The moment you can name what's actually there — frustration, grief, anxiety, shame, loss of control — you can actually start working with it. You can't work with "fat." It's too blunt. It's a door that leads nowhere.
This Doesn't Mean the Physical Doesn't Matter
I want to be clear about something, because this can get misread.
None of this means you shouldn't care about your body. None of this means physical health is irrelevant or that wanting to feel strong and capable in your body is somehow shallow.
It's not.
It's one of the most important things you can invest in — especially in your 50s, 60s and 70s, when the returns on that investment are independence, mobility, energy and quality of life.
What it means is that the emotional relationship with your body — the internal monologue, the guilt cycles, the way a bad mirror moment can derail an entire day — that's worth paying attention to separately. Because if the emotional piece is driving the bus, it'll sabotage the physical work every time.
The most successful clients I've worked with aren't the ones who hated their bodies into change. They're the ones who started showing up for their bodies out of something closer to respect. Not perfection. Not unconditional love every single day. Just — this body is worth investing in, and I'm going to show up for it.
That shift is quieter than motivation. It's also a lot more durable.
What You Can Do With This
Next time you catch yourself saying — or thinking — I feel fat, try pausing for just a second and asking: what am I actually feeling right now?

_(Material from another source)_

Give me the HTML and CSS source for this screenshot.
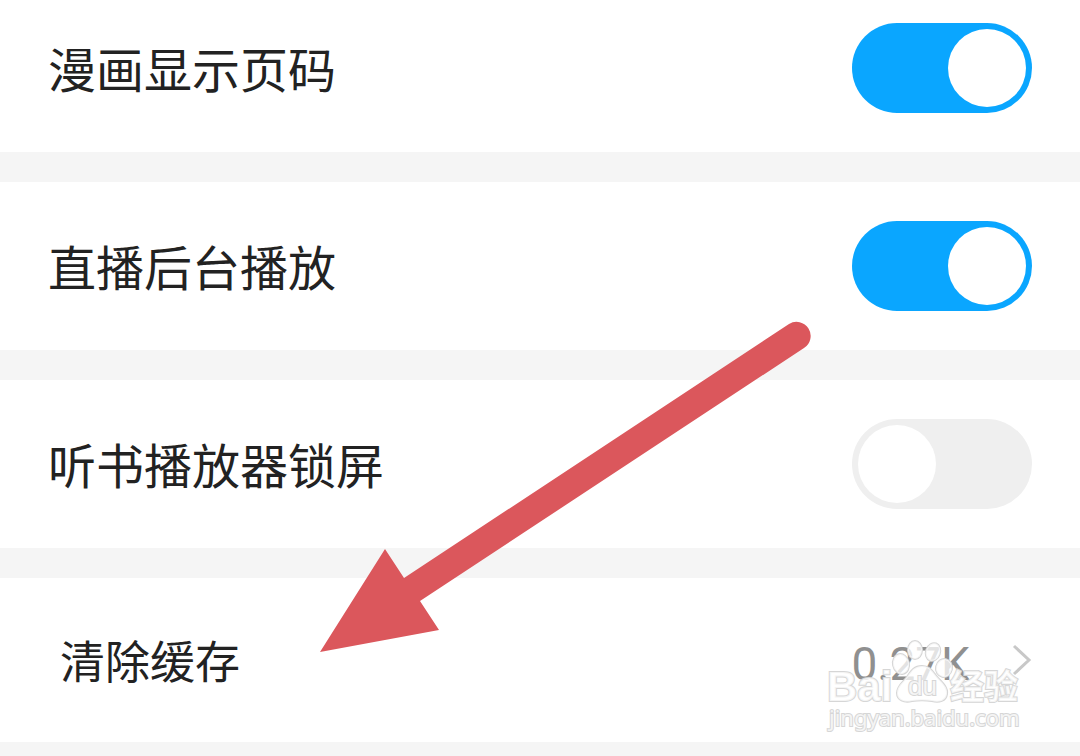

You might be frustrated. Tired. Overwhelmed.
Disappointed in yourself about something specific.
Anxious about something coming. Grieving something you've lost.
Whatever it is — that's the thing worth addressing. Not by punishing yourself at the gym.
Not by restricting what you eat until the feeling goes away. But by naming it, sitting with it briefly, and then deciding what you actually need.
Sometimes you need rest.
Sometimes you need to move.
Sometimes you need to talk to someone.
Sometimes you just need to get to the BBQ and stop standing in front of the mirror.
Your body is not the problem. It is almost never the problem.